LDP leadership race heats up with Ishiba, Takaichi and Koizumi leading polls
The latest opinion poll results show that Japan's ruling Liberal Democratic Party leadership election is largely a three-way race.
Shigeru Ishiba, former secretary-general of the LDP, is the first choice of LDP supporters who were asked to name their preferred candidate to lead the party in a recent Nikkei poll. The 67-year-old Ishiba is a champion of regional revitalization. Sanae Takaichi, the minister in charge of economic security, emerged as the second favorite, while former environment minister Shinjiro Koizumi was the third choice.
Nine candidates are vying to succeed Japanese Prime Minister Fumio Kishida in Friday's LDP presidential election. The others in the fray are Foreign Minister Yoko Kamikawa, Digital Transformation Minister Taro Kono, Chief Cabinet Secretary Yoshimasa Hayashi, former economic security minister Takayuki Kobayashi, LDP Secretary-General Toshimitsu Motegi and former chief cabinet secretary Katsunobu Kato.
The winner of the most crowded, complicated and uncertain leadership election the LDP has seen in ages is assured of the premiership by virtue of the LDP-led ruling bloc's majority in parliament.
The contenders have radically different takes on everything from fiscal spending, monetary easing and higher taxes to separate surnames for married couples, use of nuclear power and international challenges.
A monthly survey by Japan's financial market information provider QUICK projected Takaichi, 63, as the front-runner as Japanese market participants are hopeful the hawkish lawmaker would pursue economic policies similar to "Abenomics" — a three-pronged approach launched by then Prime Minister Shinzo Abe in 2013, combining fiscal expansion, monetary easing and structural reform.
Takaichi, known as Abe's protege, has pledged to seek economic growth with "strategic fiscal stimulus" aimed at creating jobs and increasing incomes.
"In fact, the majority of Takaichi's nominees are pro-Abe politicians, and Abe's supporters include many academics who have promoted Abenomics," Yuri Kono, professor of political science at Hosei University, said.
Takaichi also topped the Kyodo News Agency's poll of LDP supporters as most fit to be Japan's next leader.
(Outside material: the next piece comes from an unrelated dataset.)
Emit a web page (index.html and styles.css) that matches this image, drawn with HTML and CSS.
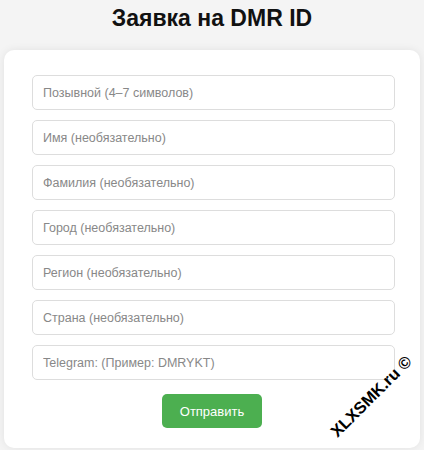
FILE: index.html
```html
<!DOCTYPE html>
<html lang="ru">
<head>
    <meta charset="UTF-8">
    <meta name="viewport" content="width=device-width, initial-scale=1.0">
    <title>Заявка на DMR ID</title>
    <link rel="stylesheet" href="styles.css">
</head>
<body>
    <h1>Заявка на DMR ID</h1>
    <form id="dmrForm" class="card">
        <input type="text" name="callsign" placeholder="Позывной (4–7 символов)" required>
        <input type="text" name="first_name" placeholder="Имя (необязательно)">
        <input type="text" name="last_name" placeholder="Фамилия (необязательно)">
        <input type="text" name="city" placeholder="Город (необязательно)">
        <input type="text" name="region" placeholder="Регион (необязательно)">
        <input type="text" name="country" placeholder="Страна (необязательно)">
        <input type="text" name="telegram" placeholder="Telegram: (Пример: DMRYKT)">
        <div class="actions">
            <button type="submit">Отправить</button>
        </div>
    </form>
    <div class="watermark">XLXSMK.ru ©</div>
</body>
</html>
```

FILE: styles.css
```css
body {
    font-family: "Liberation Sans", Arial, sans-serif;
    background-color: #f4f4f4;
    margin: 0;
    padding: 0 4px;
    position: relative;
    height: 450px;
    overflow: hidden;
}
h1 {
    text-align: center;
    font-size: 23px;
    line-height: 28px;
    margin: 4px 0 18px;
    color: #111;
}
.card {
    background-color: #fff;
    border-radius: 10px;
    box-shadow: 0 0 8px rgba(0, 0, 0, 0.08);
    padding: 25px 25px 20px 28px;
    display: flex;
    flex-direction: column;
    gap: 10px;
}
input {
    height: 35px;
    padding: 0 10px;
    border: 1px solid #ddd;
    border-radius: 5px;
    font-family: inherit;
    font-size: 12.5px;
    box-sizing: border-box;
    width: 100%;
}
input::placeholder {
    color: #888;
}
.actions {
    display: flex;
    justify-content: center;
    margin-top: 4px;
    padding-right: 3px;
}
button {
    background-color: #4caf50;
    color: white;
    font-family: inherit;
    font-size: 13px;
    width: 100px;
    height: 34px;
    border: none;
    border-radius: 5px;
    cursor: pointer;
}
button:hover {
    background-color: #45a049;
}
.watermark {
    position: absolute;
    left: 318px;
    top: 387px;
    font-size: 16.5px;
    font-weight: bold;
    color: #000;
    transform: rotate(-45deg);
    white-space: nowrap;
}
```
If elected, Takaichi would make history as Japan's first female prime minister.
Koizumi, 43, has the support of fellow lawmakers in the race, according to surveys by Japanese newspapers Sankei Shimbun and Mainichi Shimbun, raising the possibility of him becoming Japan's youngest prime minister.
Candidates will compete for a total of 736 votes — 368 from LDP lawmakers and another 368 from party members and registered party supporters. If a candidate does not win a majority of the total votes, the top two finishers will head for a runoff, in which 415 votes will be up for grabs, consisting of the 368 party lawmakers' votes and one vote from each of the 47 prefectures.
Due to the unusually large number of bids, no candidate will secure a majority in the first round of voting, and there will be a runoff for the top two finishers, according to Yomiuri Shimbun's recent surveys of LDP members, supporters and lawmakers.
In the projected tally, Takaichi and Ishiba were tied with 123 votes, closely followed by Koizumi with 105 votes, according to the Yomiuri polls.
Chen Zilei, director of the Center of Japanese Economic Studies at Shanghai University of International Business and Economics, said, "With the sheer number of contenders throwing their hats in the ring, it is a fluid situation."
The LDP has proposed electing a new prime minister at the start of an extraordinary Diet session on Oct 1.
A general election must be called within the next 14 months. Analysts said there is a chance that the newly elected prime minister might ride on the novelty element and dissolve the House of Representatives for a snap election as early as October. Koizumi has said he will seek a public mandate by calling a snap election "as soon as possible" if elected.
Yao Zeyu, assistant researcher in the Department for Asia-Pacific Studies at the China Institute of International Studies, said, "It is understandable that there are concerns that Japan may return to revolving-door leadership."
A long-serving premiership in Japan has always been followed by a period of political turbulence. Between 2006 when Prime Minister Junichiro Koizumi stepped down and 2012 when Shinzo Abe took the helm, six men claimed the premiership for an average of less than a year. Abe's second stint as prime minister for eight years was followed by Yoshihide Suga who was in office for only a year.
The main task of the LDP's new leader will be to shore up the party's popularity before the general election so that the party can continue to hold power. The LDP still leads the competition, but support has fallen due to the slush fund scandal.
"Without trust in politics, policy implementation is uncertain. If the LDP is to be renewed, it cannot evade the money and politics issue," an editorial in Mainichi Shimbun said.